EXERCISE DETAILS: Copy every line of the material below word for word.
□ □ □ □
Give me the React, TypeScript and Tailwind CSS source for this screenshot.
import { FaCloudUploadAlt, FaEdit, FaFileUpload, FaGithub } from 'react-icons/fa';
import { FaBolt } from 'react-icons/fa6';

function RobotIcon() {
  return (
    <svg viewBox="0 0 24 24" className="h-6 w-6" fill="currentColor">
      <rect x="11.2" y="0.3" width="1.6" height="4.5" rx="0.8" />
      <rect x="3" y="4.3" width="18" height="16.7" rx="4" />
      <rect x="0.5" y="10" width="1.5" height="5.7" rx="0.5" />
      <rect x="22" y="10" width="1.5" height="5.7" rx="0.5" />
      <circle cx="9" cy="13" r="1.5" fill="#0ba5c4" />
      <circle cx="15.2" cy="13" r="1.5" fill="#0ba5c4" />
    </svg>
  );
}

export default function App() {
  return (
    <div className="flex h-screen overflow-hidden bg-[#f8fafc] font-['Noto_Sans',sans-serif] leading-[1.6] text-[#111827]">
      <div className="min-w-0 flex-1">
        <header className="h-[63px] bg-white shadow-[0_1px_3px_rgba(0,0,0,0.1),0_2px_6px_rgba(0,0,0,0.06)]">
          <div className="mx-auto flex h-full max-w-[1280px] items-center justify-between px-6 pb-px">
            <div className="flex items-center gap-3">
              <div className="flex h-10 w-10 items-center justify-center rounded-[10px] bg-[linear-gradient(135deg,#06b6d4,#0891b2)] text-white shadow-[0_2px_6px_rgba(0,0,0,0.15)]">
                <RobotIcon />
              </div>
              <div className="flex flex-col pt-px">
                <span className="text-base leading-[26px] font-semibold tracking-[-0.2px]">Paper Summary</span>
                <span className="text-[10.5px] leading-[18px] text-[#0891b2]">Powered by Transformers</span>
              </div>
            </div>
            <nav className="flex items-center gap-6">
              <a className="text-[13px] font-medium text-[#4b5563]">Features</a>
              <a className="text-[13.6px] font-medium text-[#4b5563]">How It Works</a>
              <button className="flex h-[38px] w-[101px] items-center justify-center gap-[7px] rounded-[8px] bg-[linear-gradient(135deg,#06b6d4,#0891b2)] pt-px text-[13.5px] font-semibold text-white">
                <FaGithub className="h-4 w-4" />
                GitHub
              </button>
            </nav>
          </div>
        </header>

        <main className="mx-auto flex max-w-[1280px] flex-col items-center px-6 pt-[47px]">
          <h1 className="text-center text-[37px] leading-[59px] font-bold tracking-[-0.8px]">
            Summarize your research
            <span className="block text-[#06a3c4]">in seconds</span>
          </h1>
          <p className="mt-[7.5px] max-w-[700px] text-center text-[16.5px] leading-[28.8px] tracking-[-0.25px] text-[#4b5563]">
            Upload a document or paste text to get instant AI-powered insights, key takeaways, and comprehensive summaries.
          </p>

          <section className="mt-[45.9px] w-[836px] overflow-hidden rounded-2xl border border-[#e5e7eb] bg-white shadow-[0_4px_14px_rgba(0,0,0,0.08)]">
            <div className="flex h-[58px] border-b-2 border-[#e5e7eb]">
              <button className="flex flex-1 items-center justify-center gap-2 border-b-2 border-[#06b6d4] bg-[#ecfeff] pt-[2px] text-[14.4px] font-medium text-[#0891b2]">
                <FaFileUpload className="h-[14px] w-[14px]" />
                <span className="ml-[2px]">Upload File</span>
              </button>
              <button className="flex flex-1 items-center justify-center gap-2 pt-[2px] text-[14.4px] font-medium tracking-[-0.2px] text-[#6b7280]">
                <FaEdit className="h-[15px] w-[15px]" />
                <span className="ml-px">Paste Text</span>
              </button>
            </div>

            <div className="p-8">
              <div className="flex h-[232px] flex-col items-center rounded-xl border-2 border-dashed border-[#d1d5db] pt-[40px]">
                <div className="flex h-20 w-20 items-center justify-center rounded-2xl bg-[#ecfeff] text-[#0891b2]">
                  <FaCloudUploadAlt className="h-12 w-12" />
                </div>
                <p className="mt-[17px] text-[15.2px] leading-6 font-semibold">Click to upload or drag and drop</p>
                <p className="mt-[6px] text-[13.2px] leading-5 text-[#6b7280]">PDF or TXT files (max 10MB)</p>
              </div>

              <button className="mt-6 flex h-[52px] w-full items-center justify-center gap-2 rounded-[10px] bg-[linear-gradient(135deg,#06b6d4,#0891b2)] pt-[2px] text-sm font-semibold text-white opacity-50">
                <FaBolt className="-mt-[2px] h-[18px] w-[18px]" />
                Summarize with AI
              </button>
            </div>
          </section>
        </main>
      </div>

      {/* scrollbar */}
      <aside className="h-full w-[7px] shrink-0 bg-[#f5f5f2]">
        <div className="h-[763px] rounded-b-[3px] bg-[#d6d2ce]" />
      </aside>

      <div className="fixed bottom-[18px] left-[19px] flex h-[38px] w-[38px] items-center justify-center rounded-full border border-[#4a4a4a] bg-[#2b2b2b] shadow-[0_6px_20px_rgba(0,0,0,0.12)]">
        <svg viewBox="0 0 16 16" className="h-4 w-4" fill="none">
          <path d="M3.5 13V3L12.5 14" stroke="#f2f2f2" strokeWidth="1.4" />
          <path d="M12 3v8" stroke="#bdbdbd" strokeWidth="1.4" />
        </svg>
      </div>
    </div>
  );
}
□ □ □ □
ANSWER FOR THE TASK:
Give me the React, TypeScript and Tailwind CSS source for this screenshot.
import { FaCloudUploadAlt, FaEdit, FaFileUpload, FaGithub } from 'react-icons/fa';
import { FaBolt } from 'react-icons/fa6';

function RobotIcon() {
  return (
    <svg viewBox="0 0 24 24" className="h-6 w-6" fill="currentColor">
      <rect x="11.2" y="0.3" width="1.6" height="4.5" rx="0.8" />
      <rect x="3" y="4.3" width="18" height="16.7" rx="4" />
      <rect x="0.5" y="10" width="1.5" height="5.7" rx="0.5" />
      <rect x="22" y="10" width="1.5" height="5.7" rx="0.5" />
      <circle cx="9" cy="13" r="1.5" fill="#0ba5c4" />
      <circle cx="15.2" cy="13" r="1.5" fill="#0ba5c4" />
    </svg>
  );
}

export default function App() {
  return (
    <div className="flex h-screen overflow-hidden bg-[#f8fafc] font-['Noto_Sans',sans-serif] leading-[1.6] text-[#111827]">
      <div className="min-w-0 flex-1">
        <header className="h-[63px] bg-white shadow-[0_1px_3px_rgba(0,0,0,0.1),0_2px_6px_rgba(0,0,0,0.06)]">
          <div className="mx-auto flex h-full max-w-[1280px] items-center justify-between px-6 pb-px">
            <div className="flex items-center gap-3">
              <div className="flex h-10 w-10 items-center justify-center rounded-[10px] bg-[linear-gradient(135deg,#06b6d4,#0891b2)] text-white shadow-[0_2px_6px_rgba(0,0,0,0.15)]">
                <RobotIcon />
              </div>
              <div className="flex flex-col pt-px">
                <span className="text-base leading-[26px] font-semibold tracking-[-0.2px]">Paper Summary</span>
                <span className="text-[10.5px] leading-[18px] text-[#0891b2]">Powered by Transformers</span>
              </div>
            </div>
            <nav className="flex items-center gap-6">
              <a className="text-[13px] font-medium text-[#4b5563]">Features</a>
              <a className="text-[13.6px] font-medium text-[#4b5563]">How It Works</a>
              <button className="flex h-[38px] w-[101px] items-center justify-center gap-[7px] rounded-[8px] bg-[linear-gradient(135deg,#06b6d4,#0891b2)] pt-px text-[13.5px] font-semibold text-white">
                <FaGithub className="h-4 w-4" />
                GitHub
              </button>
            </nav>
          </div>
        </header>

        <main className="mx-auto flex max-w-[1280px] flex-col items-center px-6 pt-[47px]">
          <h1 className="text-center text-[37px] leading-[59px] font-bold tracking-[-0.8px]">
            Summarize your research
            <span className="block text-[#06a3c4]">in seconds</span>
          </h1>
          <p className="mt-[7.5px] max-w-[700px] text-center text-[16.5px] leading-[28.8px] tracking-[-0.25px] text-[#4b5563]">
            Upload a document or paste text to get instant AI-powered insights, key takeaways, and comprehensive summaries.
          </p>

          <section className="mt-[45.9px] w-[836px] overflow-hidden rounded-2xl border border-[#e5e7eb] bg-white shadow-[0_4px_14px_rgba(0,0,0,0.08)]">
            <div className="flex h-[58px] border-b-2 border-[#e5e7eb]">
              <button className="flex flex-1 items-center justify-center gap-2 border-b-2 border-[#06b6d4] bg-[#ecfeff] pt-[2px] text-[14.4px] font-medium text-[#0891b2]">
                <FaFileUpload className="h-[14px] w-[14px]" />
                <span className="ml-[2px]">Upload File</span>
              </button>
              <button className="flex flex-1 items-center justify-center gap-2 pt-[2px] text-[14.4px] font-medium tracking-[-0.2px] text-[#6b7280]">
                <FaEdit className="h-[15px] w-[15px]" />
                <span className="ml-px">Paste Text</span>
              </button>
            </div>

            <div className="p-8">
              <div className="flex h-[232px] flex-col items-center rounded-xl border-2 border-dashed border-[#d1d5db] pt-[40px]">
                <div className="flex h-20 w-20 items-center justify-center rounded-2xl bg-[#ecfeff] text-[#0891b2]">
                  <FaCloudUploadAlt className="h-12 w-12" />
                </div>
                <p className="mt-[17px] text-[15.2px] leading-6 font-semibold">Click to upload or drag and drop</p>
                <p className="mt-[6px] text-[13.2px] leading-5 text-[#6b7280]">PDF or TXT files (max 10MB)</p>
              </div>

              <button className="mt-6 flex h-[52px] w-full items-center justify-center gap-2 rounded-[10px] bg-[linear-gradient(135deg,#06b6d4,#0891b2)] pt-[2px] text-sm font-semibold text-white opacity-50">
                <FaBolt className="-mt-[2px] h-[18px] w-[18px]" />
                Summarize with AI
              </button>
            </div>
          </section>
        </main>
      </div>

      {/* scrollbar */}
      <aside className="h-full w-[7px] shrink-0 bg-[#f5f5f2]">
        <div className="h-[763px] rounded-b-[3px] bg-[#d6d2ce]" />
      </aside>

      <div className="fixed bottom-[18px] left-[19px] flex h-[38px] w-[38px] items-center justify-center rounded-full border border-[#4a4a4a] bg-[#2b2b2b] shadow-[0_6px_20px_rgba(0,0,0,0.12)]">
        <svg viewBox="0 0 16 16" className="h-4 w-4" fill="none">
          <path d="M3.5 13V3L12.5 14" stroke="#f2f2f2" strokeWidth="1.4" />
          <path d="M12 3v8" stroke="#bdbdbd" strokeWidth="1.4" />
        </svg>
      </div>
    </div>
  );
}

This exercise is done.